## Task to complete:
Retype the lines beneath this one, from the first through the line containing "const COLS = '10px". Pictures are left out.

## Collected data:
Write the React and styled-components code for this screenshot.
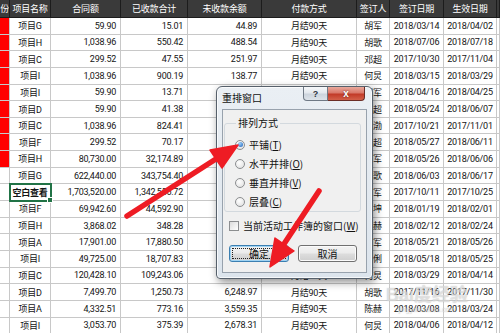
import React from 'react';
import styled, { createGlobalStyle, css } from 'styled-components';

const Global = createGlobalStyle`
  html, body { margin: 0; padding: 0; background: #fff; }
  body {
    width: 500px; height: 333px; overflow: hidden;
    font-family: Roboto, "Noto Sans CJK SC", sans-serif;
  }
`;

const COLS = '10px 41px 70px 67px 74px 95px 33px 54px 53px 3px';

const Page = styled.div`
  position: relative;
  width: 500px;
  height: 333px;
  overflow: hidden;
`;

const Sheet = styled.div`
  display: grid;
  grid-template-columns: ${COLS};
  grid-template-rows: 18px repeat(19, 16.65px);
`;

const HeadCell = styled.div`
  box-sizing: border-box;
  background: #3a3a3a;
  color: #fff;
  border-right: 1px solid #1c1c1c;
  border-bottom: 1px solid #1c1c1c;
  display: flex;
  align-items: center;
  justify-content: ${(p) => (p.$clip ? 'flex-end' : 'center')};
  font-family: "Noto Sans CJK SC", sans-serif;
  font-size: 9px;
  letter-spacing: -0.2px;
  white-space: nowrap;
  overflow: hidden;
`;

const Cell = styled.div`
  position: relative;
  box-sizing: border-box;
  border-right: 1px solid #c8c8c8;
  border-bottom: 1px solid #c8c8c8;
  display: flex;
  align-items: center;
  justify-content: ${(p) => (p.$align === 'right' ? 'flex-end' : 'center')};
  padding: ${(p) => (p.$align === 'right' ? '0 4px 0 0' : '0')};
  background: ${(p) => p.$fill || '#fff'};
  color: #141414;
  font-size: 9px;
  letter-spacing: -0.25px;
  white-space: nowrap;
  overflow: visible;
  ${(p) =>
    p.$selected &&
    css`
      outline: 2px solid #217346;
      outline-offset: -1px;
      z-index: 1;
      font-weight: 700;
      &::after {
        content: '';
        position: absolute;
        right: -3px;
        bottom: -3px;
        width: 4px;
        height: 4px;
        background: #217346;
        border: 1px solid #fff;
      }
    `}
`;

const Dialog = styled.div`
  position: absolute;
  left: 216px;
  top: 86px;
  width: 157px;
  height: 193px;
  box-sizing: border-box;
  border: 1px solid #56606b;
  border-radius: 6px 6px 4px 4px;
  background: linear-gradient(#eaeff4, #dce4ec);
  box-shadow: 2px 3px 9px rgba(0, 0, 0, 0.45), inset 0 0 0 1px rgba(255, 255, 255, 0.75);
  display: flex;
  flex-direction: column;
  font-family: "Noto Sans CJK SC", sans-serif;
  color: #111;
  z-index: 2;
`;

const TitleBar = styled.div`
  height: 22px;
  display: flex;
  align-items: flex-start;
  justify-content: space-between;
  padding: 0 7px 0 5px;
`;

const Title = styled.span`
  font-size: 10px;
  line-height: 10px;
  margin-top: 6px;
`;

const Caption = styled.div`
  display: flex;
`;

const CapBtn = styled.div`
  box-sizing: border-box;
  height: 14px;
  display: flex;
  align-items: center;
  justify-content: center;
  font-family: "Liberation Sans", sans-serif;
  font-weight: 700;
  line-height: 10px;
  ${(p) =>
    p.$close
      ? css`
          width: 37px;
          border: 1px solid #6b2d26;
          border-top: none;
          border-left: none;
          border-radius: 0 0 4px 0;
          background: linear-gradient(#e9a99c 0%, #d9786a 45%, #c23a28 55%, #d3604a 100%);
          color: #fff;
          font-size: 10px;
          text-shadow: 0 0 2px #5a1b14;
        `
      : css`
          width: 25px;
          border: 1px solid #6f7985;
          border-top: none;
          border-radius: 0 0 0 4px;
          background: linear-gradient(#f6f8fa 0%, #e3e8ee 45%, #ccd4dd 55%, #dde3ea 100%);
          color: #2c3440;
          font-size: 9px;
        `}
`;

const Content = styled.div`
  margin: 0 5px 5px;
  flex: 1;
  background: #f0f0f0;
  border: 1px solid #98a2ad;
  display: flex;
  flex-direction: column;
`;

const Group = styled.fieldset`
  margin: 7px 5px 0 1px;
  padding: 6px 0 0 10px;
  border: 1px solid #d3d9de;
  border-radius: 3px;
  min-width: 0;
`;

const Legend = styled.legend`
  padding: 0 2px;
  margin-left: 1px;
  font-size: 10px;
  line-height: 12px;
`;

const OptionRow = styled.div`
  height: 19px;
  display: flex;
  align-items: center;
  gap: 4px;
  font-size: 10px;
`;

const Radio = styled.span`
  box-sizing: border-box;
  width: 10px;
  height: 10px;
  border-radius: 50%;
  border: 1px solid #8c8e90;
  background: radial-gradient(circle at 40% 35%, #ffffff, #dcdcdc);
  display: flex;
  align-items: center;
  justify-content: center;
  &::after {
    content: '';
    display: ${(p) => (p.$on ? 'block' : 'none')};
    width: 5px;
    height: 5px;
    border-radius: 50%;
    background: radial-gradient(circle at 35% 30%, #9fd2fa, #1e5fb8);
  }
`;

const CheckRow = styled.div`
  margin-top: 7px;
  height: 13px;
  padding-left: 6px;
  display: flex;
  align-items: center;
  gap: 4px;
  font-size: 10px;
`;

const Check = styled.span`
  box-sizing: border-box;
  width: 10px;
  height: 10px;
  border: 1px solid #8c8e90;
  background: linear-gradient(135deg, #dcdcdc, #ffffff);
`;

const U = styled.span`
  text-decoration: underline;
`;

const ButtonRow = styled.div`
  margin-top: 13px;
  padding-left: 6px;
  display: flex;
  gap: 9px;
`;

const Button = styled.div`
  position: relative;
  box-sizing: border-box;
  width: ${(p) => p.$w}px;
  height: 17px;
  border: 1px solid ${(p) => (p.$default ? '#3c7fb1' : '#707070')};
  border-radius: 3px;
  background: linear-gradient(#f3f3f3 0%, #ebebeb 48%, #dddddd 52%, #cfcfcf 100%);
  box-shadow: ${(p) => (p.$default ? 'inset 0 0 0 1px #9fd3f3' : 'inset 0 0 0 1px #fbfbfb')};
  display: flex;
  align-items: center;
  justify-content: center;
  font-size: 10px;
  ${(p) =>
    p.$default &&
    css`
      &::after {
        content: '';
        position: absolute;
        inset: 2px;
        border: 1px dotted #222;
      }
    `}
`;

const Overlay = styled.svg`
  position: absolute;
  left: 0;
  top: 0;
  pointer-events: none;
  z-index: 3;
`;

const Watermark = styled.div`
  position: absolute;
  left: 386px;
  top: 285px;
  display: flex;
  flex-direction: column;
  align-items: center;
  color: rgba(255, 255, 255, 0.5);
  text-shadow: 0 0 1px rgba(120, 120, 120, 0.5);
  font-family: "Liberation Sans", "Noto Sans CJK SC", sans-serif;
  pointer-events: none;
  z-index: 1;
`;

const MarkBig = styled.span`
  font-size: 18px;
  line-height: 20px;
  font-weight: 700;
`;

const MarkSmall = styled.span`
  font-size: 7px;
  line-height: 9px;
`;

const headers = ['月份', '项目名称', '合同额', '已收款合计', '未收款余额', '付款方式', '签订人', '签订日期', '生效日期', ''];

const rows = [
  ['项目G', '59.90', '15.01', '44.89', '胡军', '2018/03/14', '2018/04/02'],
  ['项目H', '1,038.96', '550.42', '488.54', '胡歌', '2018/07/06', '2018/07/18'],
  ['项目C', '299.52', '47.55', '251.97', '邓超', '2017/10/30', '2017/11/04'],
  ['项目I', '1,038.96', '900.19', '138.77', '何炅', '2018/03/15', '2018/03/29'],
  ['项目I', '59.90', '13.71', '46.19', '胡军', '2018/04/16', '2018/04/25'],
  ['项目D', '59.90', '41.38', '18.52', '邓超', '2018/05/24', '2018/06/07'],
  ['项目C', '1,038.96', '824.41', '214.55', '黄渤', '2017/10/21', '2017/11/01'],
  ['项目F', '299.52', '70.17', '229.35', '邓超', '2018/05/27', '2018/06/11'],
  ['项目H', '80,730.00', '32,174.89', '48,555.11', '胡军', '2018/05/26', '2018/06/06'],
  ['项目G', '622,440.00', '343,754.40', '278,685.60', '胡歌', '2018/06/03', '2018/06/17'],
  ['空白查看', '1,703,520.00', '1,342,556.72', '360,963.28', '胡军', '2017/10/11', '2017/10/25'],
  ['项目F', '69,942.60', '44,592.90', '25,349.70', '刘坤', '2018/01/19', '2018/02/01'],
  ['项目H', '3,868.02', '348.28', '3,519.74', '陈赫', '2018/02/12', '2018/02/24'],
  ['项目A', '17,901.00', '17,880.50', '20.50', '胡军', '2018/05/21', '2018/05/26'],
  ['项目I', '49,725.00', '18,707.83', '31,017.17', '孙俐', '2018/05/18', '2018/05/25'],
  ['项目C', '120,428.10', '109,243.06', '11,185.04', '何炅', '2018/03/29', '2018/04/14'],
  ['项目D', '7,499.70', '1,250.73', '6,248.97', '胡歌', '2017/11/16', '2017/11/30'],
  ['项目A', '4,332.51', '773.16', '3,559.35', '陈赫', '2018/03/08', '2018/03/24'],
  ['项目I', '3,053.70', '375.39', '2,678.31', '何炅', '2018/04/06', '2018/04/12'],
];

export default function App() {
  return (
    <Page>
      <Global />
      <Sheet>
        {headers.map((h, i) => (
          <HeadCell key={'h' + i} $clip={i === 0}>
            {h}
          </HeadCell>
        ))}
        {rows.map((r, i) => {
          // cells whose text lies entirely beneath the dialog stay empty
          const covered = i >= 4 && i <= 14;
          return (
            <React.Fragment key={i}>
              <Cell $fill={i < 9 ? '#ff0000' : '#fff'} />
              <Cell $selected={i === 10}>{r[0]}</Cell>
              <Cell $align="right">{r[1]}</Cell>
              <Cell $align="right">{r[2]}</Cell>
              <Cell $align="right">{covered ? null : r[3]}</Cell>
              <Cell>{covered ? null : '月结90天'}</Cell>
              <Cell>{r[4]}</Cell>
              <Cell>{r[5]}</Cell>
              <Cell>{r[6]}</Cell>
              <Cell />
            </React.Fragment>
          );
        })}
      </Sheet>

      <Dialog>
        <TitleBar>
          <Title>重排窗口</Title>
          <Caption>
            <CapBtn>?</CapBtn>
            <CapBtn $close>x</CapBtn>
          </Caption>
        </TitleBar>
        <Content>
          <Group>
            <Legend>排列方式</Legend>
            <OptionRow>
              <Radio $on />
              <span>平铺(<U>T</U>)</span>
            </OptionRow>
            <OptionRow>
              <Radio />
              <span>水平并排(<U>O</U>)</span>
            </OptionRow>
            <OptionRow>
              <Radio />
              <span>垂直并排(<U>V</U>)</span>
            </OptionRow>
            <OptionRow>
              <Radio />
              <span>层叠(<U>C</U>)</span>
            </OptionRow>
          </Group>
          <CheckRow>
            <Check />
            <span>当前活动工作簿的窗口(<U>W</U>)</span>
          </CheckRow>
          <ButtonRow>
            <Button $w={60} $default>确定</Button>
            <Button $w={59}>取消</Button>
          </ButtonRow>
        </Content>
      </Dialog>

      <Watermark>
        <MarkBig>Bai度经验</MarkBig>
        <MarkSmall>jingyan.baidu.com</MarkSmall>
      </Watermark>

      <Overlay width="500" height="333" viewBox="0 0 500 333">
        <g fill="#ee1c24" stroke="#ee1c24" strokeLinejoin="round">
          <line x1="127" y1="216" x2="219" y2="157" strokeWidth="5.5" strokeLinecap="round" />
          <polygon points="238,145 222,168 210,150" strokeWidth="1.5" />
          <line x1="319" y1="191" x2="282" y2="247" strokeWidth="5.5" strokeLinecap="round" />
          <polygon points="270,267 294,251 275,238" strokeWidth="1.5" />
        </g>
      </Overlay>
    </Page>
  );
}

## Answer to the problem:
Write the React and styled-components code for this screenshot.
import React from 'react';
import styled, { createGlobalStyle, css } from 'styled-components';

const Global = createGlobalStyle`
  html, body { margin: 0; padding: 0; background: #fff; }
  body {
    width: 500px; height: 333px; overflow: hidden;
    font-family: Roboto, "Noto Sans CJK SC", sans-serif;
  }
`;

const COLS = '10px 41px 70px 67px 74px 95px 33px 54px 53px 3px';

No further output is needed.